Click to try this example in a simulator!   

Min/Typ/Max Delays

Delays are not the same in different parts of the fabricated chip nor is it same for different temperatures and other variations. So Verilog also provides an extra level of control for each of the delay types mentioned above.

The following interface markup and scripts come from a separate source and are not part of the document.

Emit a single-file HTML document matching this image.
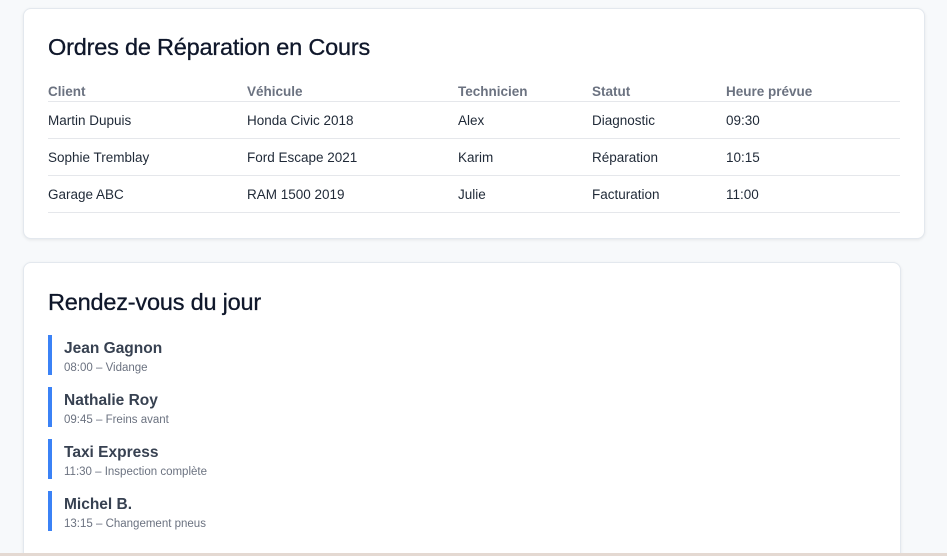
<!DOCTYPE html>
<html><head><meta charset="utf-8"><style>
html,body{margin:0;padding:0;width:947px;height:556px;overflow:hidden;}
body{background:#f7f9fb;font-family:"Liberation Sans",sans-serif;color:#111827;position:relative;}
.card{position:absolute;background:#fff;border:1px solid #e3e8ee;border-radius:8px;box-shadow:0 1px 3px rgba(0,0,0,0.08);box-sizing:border-box;}
h2{margin:0;font-size:23.5px;font-weight:normal;color:#0f172a;position:absolute;left:24px;letter-spacing:-0.2px;-webkit-text-stroke:0.3px #0f172a;}
table{position:absolute;left:24px;top:75px;width:852px;border-collapse:collapse;font-size:13.5px;}
th{text-align:left;color:#6b7280;font-weight:bold;height:17px;padding:0;border-bottom:1px solid #e5e7eb;vertical-align:top;}
td{height:36px;padding:0;border-bottom:1px solid #e5e7eb;color:#1f2937;}
.it{position:absolute;left:24px;width:300px;height:40px;border-left:4px solid #3b82f6;padding-left:12px;box-sizing:border-box;}
.n{font-size:15.5px;font-weight:bold;color:#374151;position:absolute;top:5px;left:12px;white-space:nowrap;}
.s{font-size:11.5px;color:#6b7280;position:absolute;top:27px;left:12px;white-space:nowrap;}
.bl{position:absolute;left:0;right:0;top:553px;height:3px;background:#e4d9d2;}
</style></head><body>
<div class="card" style="left:23px;top:8px;width:902px;height:231px;">
<h2 style="top:25px;">Ordres de Réparation en Cours</h2>
<table>
<tr><th style="width:199px">Client</th><th style="width:211px">Véhicule</th><th style="width:134px">Technicien</th><th style="width:134px">Statut</th><th>Heure prévue</th></tr>
<tr><td>Martin Dupuis</td><td>Honda Civic 2018</td><td>Alex</td><td>Diagnostic</td><td>09:30</td></tr>
<tr><td>Sophie Tremblay</td><td>Ford Escape 2021</td><td>Karim</td><td>Réparation</td><td>10:15</td></tr>
<tr><td>Garage ABC</td><td>RAM 1500 2019</td><td>Julie</td><td>Facturation</td><td>11:00</td></tr>
</table>
</div>
<div class="card" style="left:23px;top:262px;width:878px;height:300px;">
<h2 style="top:26px;">Rendez-vous du jour</h2>
<div class="it" style="top:72px"><div class="n">Jean Gagnon</div><div class="s">08:00 – Vidange</div></div>
<div class="it" style="top:124px"><div class="n">Nathalie Roy</div><div class="s">09:45 – Freins avant</div></div>
<div class="it" style="top:176px"><div class="n">Taxi Express</div><div class="s">11:30 – Inspection complète</div></div>
<div class="it" style="top:228px"><div class="n">Michel B.</div><div class="s">13:15 – Changement pneus</div></div>
</div>
<div class="bl"></div>
</body></html>
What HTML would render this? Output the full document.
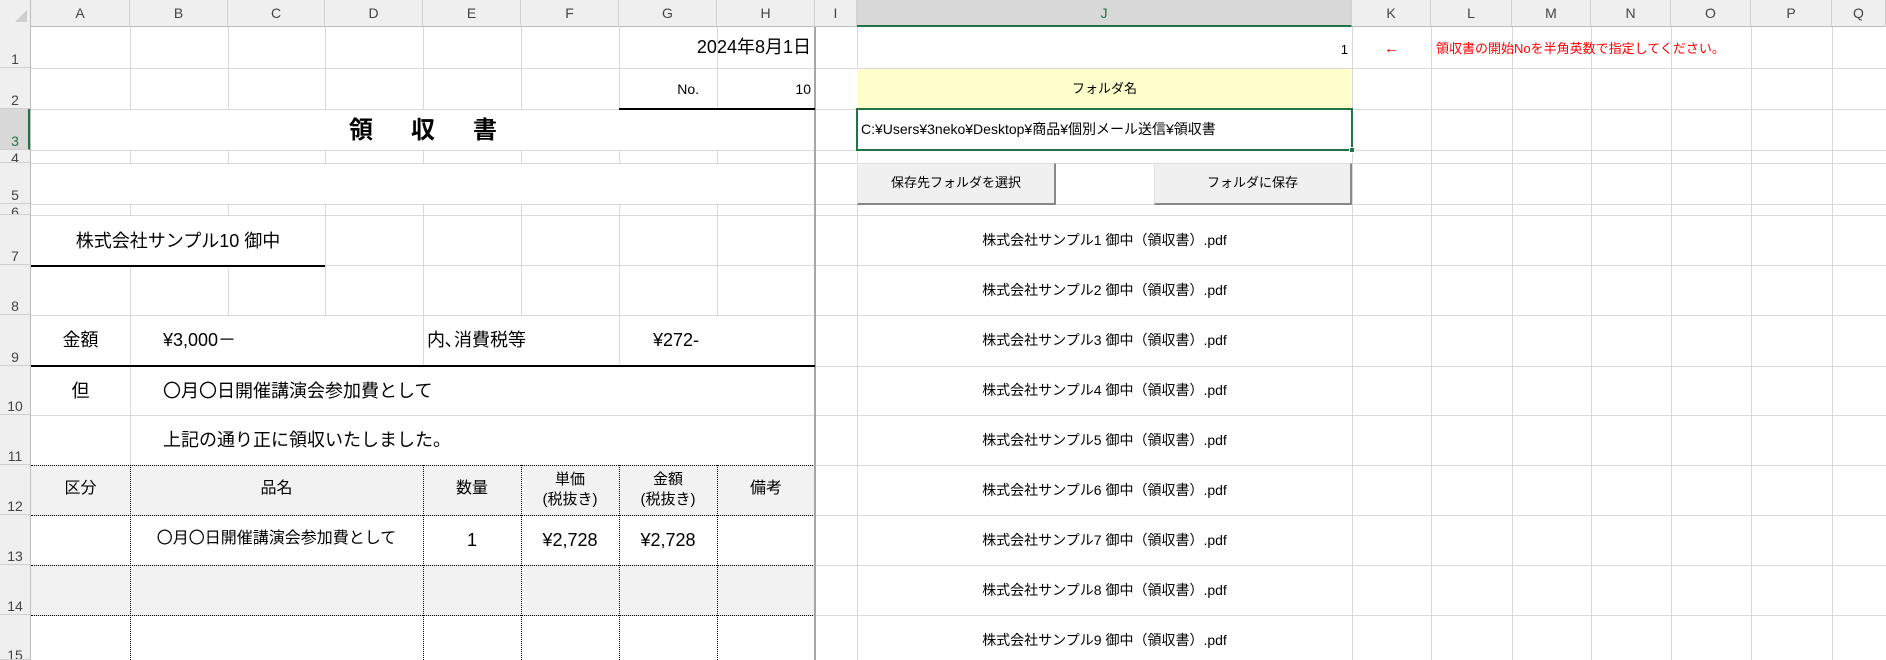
<!DOCTYPE html>
<html><head><meta charset="utf-8">
<style>
*{margin:0;padding:0;box-sizing:border-box}
body{width:1886px;height:660px;overflow:hidden;background:#fff;font-family:"Liberation Sans","Noto Sans CJK JP",sans-serif;position:relative;color:#000}
div{position:absolute}
.v{width:1px;top:27px;height:633px;background:#d9d9d9}
.h{height:1px;left:31px;width:1855px;background:#d9d9d9}
.ch{top:0;height:27px;line-height:27px;text-align:center;font-size:14px;color:#444;border-right:1px solid #d0d0d0}
.rh{left:0;width:30px;overflow:hidden;font-size:14px;color:#444;text-align:center;border-bottom:1px solid #d0d0d0}
.rh span{position:absolute;bottom:0;left:0;width:30px;text-align:center;line-height:16px}
.w{background:#fff}
.t{white-space:nowrap;line-height:1}
.dv{width:0;border-left:1px dotted #000;top:465px;height:195px}
.dh{height:0;border-top:1px dotted #000;left:31px;width:784px}
.j{left:857px;width:495px;text-align:center;font-size:14px;white-space:nowrap;line-height:1}
.btn{background:#f0f0f0;border-right:2px solid #888;border-bottom:2px solid #888;border-top:1px solid #e0e0e0;border-left:1px solid #e0e0e0;font-size:13px;text-align:center;line-height:38px}
</style></head><body>
<!-- header row -->
<div style="left:0;top:0;width:1886px;height:27px;background:#efefef;border-bottom:1px solid #bdbdbd"></div>
<div style="left:0;top:0;width:31px;height:660px;background:#efefef;border-right:1px solid #bdbdbd"></div>
<div style="left:15px;top:10px;width:0;height:0;border-left:12px solid transparent;border-bottom:12px solid #cfcfcf"></div>
<div class="ch" style="left:31px;width:99px">A</div>
<div class="ch" style="left:130px;width:98px">B</div>
<div class="ch" style="left:228px;width:97px">C</div>
<div class="ch" style="left:325px;width:98px">D</div>
<div class="ch" style="left:423px;width:98px">E</div>
<div class="ch" style="left:521px;width:98px">F</div>
<div class="ch" style="left:619px;width:98px">G</div>
<div class="ch" style="left:717px;width:98px">H</div>
<div class="ch" style="left:815px;width:42px">I</div>
<div class="ch" style="left:857px;width:495px;background:#d8d8d8;border-bottom:2px solid #217346;color:#217346;height:27px">J</div>
<div class="ch" style="left:1352px;width:79px">K</div>
<div class="ch" style="left:1431px;width:81px">L</div>
<div class="ch" style="left:1512px;width:79px">M</div>
<div class="ch" style="left:1591px;width:80px">N</div>
<div class="ch" style="left:1671px;width:80px">O</div>
<div class="ch" style="left:1751px;width:81px">P</div>
<div class="ch" style="left:1832px;width:54px">Q</div>
<!-- row headers -->
<div class="rh" style="top:27px;height:41px"><span>1</span></div>
<div class="rh" style="top:68px;height:41px"><span>2</span></div>
<div class="rh" style="top:109px;height:41px;background:#d8d8d8;border-right:2px solid #217346;color:#217346"><span>3</span></div>
<div class="rh" style="top:150px;height:13px"><span style="bottom:-4px">4</span></div>
<div class="rh" style="top:163px;height:41px"><span>5</span></div>
<div class="rh" style="top:204px;height:11px"><span style="bottom:-6px">6</span></div>
<div class="rh" style="top:215px;height:50px"><span>7</span></div>
<div class="rh" style="top:265px;height:50px"><span>8</span></div>
<div class="rh" style="top:315px;height:51px"><span>9</span></div>
<div class="rh" style="top:366px;height:49px"><span>10</span></div>
<div class="rh" style="top:415px;height:50px"><span>11</span></div>
<div class="rh" style="top:465px;height:50px"><span>12</span></div>
<div class="rh" style="top:515px;height:50px"><span>13</span></div>
<div class="rh" style="top:565px;height:50px"><span>14</span></div>
<div class="rh" style="top:615px;height:45px"><span style="bottom:-4px">15</span></div>
<!-- gridlines -->
<div class="v" style="left:130px"></div><div class="v" style="left:228px"></div><div class="v" style="left:325px"></div>
<div class="v" style="left:423px"></div><div class="v" style="left:521px"></div><div class="v" style="left:619px"></div>
<div class="v" style="left:717px"></div><div class="v" style="left:857px"></div><div class="v" style="left:1352px"></div>
<div class="v" style="left:1431px"></div><div class="v" style="left:1512px"></div><div class="v" style="left:1591px"></div>
<div class="v" style="left:1671px"></div><div class="v" style="left:1751px"></div><div class="v" style="left:1832px"></div>
<div class="h" style="top:68px"></div><div class="h" style="top:109px"></div><div class="h" style="top:150px"></div>
<div class="h" style="top:163px"></div><div class="h" style="top:204px"></div><div class="h" style="top:215px"></div>
<div class="h" style="top:265px"></div><div class="h" style="top:315px"></div><div class="h" style="top:366px"></div>
<div class="h" style="top:415px"></div><div class="h" style="top:465px"></div><div class="h" style="top:515px"></div>
<div class="h" style="top:565px"></div><div class="h" style="top:615px"></div>
<!-- merged covers -->
<div class="w" style="left:31px;top:110px;width:784px;height:40px"></div>
<div class="w" style="left:31px;top:164px;width:784px;height:40px"></div>
<div class="w" style="left:31px;top:216px;width:294px;height:49px"></div>
<div class="w" style="left:131px;top:316px;width:292px;height:50px"></div>
<div class="w" style="left:424px;top:316px;width:195px;height:50px"></div>
<div class="w" style="left:620px;top:316px;width:195px;height:50px"></div>
<div class="w" style="left:131px;top:367px;width:684px;height:48px"></div>
<div class="w" style="left:131px;top:416px;width:684px;height:49px"></div>
<div style="left:31px;top:466px;width:784px;height:49px;background:#f2f2f2"></div>
<div class="w" style="left:31px;top:516px;width:784px;height:49px"></div>
<div style="left:31px;top:566px;width:784px;height:49px;background:#f2f2f2"></div>
<div class="w" style="left:31px;top:616px;width:784px;height:44px"></div>
<!-- dotted table -->
<div class="dh" style="top:465px"></div><div class="dh" style="top:515px"></div>
<div class="dh" style="top:565px"></div><div class="dh" style="top:615px"></div>
<div class="dv" style="left:130px"></div><div class="dv" style="left:423px"></div>
<div class="dv" style="left:521px"></div><div class="dv" style="left:619px"></div><div class="dv" style="left:717px"></div>
<!-- borders -->
<div style="left:814px;top:27px;width:2px;height:633px;background:#a6a6a6"></div>
<div style="left:619px;top:108px;width:196px;height:2px;background:#000"></div>
<div style="left:31px;top:265px;width:294px;height:2px;background:#000"></div>
<div style="left:31px;top:365px;width:784px;height:2px;background:#000"></div>
<!-- text -->
<div class="t" style="left:619px;width:192px;top:38px;text-align:right;font-size:18px">2024年8月1日</div>
<div class="t" style="left:619px;width:80px;top:82px;text-align:right;font-size:14px">No.</div>
<div class="t" style="left:717px;width:94px;top:82px;text-align:right;font-size:14px">10</div>
<div class="t" style="left:31px;width:784px;top:119px;text-align:center;font-size:24px;font-weight:bold;letter-spacing:38px;text-indent:38px">領収書</div>
<div class="t" style="left:31px;width:294px;top:232px;text-align:center;font-size:18px">株式会社サンプル10 御中</div>
<div class="t" style="left:31px;width:99px;top:331px;text-align:center;font-size:18px">金額</div>
<div class="t" style="left:163px;top:331px;font-size:18px">¥3,000－</div>
<div class="t" style="left:427px;top:331px;font-size:18px">内､消費税等</div>
<div class="t" style="left:653px;top:331px;font-size:18px">¥272-</div>
<div class="t" style="left:31px;width:99px;top:382px;text-align:center;font-size:18px">但</div>
<div class="t" style="left:163px;top:382px;font-size:18px">〇月〇日開催講演会参加費として</div>
<div class="t" style="left:163px;top:431px;font-size:18px">上記の通り正に領収いたしました。</div>
<div class="t" style="left:31px;width:99px;top:481px;text-align:center;font-size:16px">区分</div>
<div class="t" style="left:130px;width:293px;top:481px;text-align:center;font-size:16px">品名</div>
<div class="t" style="left:423px;width:98px;top:481px;text-align:center;font-size:16px">数量</div>
<div class="t" style="left:521px;width:98px;top:470px;text-align:center;font-size:15px;line-height:20px">単価<br>(税抜き)</div>
<div class="t" style="left:619px;width:98px;top:470px;text-align:center;font-size:15px;line-height:20px">金額<br>(税抜き)</div>
<div class="t" style="left:717px;width:98px;top:481px;text-align:center;font-size:16px">備考</div>
<div class="t" style="left:130px;width:293px;top:531px;text-align:center;font-size:16px">〇月〇日開催講演会参加費として</div>
<div class="t" style="left:423px;width:98px;top:531px;text-align:center;font-size:18px">1</div>
<div class="t" style="left:521px;width:98px;top:531px;text-align:center;font-size:18px">¥2,728</div>
<div class="t" style="left:619px;width:98px;top:531px;text-align:center;font-size:18px">¥2,728</div>
<!-- right side -->
<div class="t" style="left:857px;width:491px;top:43px;text-align:right;font-size:13px">1</div>
<div class="t" style="left:1352px;width:79px;top:41px;text-align:center;font-size:15px;color:#f00">←</div>
<div class="t" style="left:1436px;top:42px;font-size:13px;color:#f00">領収書の開始Noを半角英数で指定してください。</div>
<div style="left:857px;top:69px;width:495px;height:40px;background:#ffffcc"></div>
<div class="j" style="top:82px;font-size:13px">フォルダ名</div>
<div style="left:856px;top:108px;width:497px;height:43px;border:2px solid #217346"></div>
<div style="left:1349px;top:147px;width:6px;height:6px;background:#217346;border:1px solid #fff"></div>
<div class="t" style="left:861px;top:122px;font-size:14px">C:¥Users¥3neko¥Desktop¥商品¥個別メール送信¥領収書</div>
<div class="btn" style="left:857px;top:163px;width:199px;height:42px">保存先フォルダを選択</div>
<div class="btn" style="left:1154px;top:163px;width:198px;height:42px">フォルダに保存</div>
<div class="j" style="top:233px">株式会社サンプル1 御中（領収書）.pdf</div>
<div class="j" style="top:283px">株式会社サンプル2 御中（領収書）.pdf</div>
<div class="j" style="top:333px">株式会社サンプル3 御中（領収書）.pdf</div>
<div class="j" style="top:383px">株式会社サンプル4 御中（領収書）.pdf</div>
<div class="j" style="top:433px">株式会社サンプル5 御中（領収書）.pdf</div>
<div class="j" style="top:483px">株式会社サンプル6 御中（領収書）.pdf</div>
<div class="j" style="top:533px">株式会社サンプル7 御中（領収書）.pdf</div>
<div class="j" style="top:583px">株式会社サンプル8 御中（領収書）.pdf</div>
<div class="j" style="top:633px">株式会社サンプル9 御中（領収書）.pdf</div>
</body></html>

Every digital gate and transistor cell has a minimum, typical and maximum delay specified based on process node and is typically provided by libraries from fabrication foundry.

For each type of delay - rise, fall, and turn-off - three values min, typ and max can be specified and stand for minimum, typical and maximum delays.

 
module des (  input   a, b,
              output out1, out2);
 
  and #(2:3:4, 3:4:5) o1 (out1, a, b);
  bufif0 #(5:6:7, 6:7:8, 7:8:9) b1 (out2, a, b);
 
endmodule
 
Simulation Log

ncsim> run
T=0 a=0 b=0 and=x bufif0=x
T=4 a=0 b=0 and=0 bufif0=x
T=7 a=0 b=0 and=0 bufif0=0
T=10 a=1 b=0 and=0 bufif0=0
T=16 a=1 b=0 and=0 bufif0=1
T=20 a=1 b=1 and=0 bufif0=1
T=23 a=1 b=1 and=1 bufif0=1
T=28 a=1 b=1 and=1 bufif0=z
T=30 a=0 b=1 and=1 bufif0=z
T=34 a=0 b=1 and=0 bufif0=z
T=40 a=0 b=0 and=0 bufif0=z
T=47 a=0 b=0 and=0 bufif0=0
ncsim: *W,RNQUIE: Simulation is complete.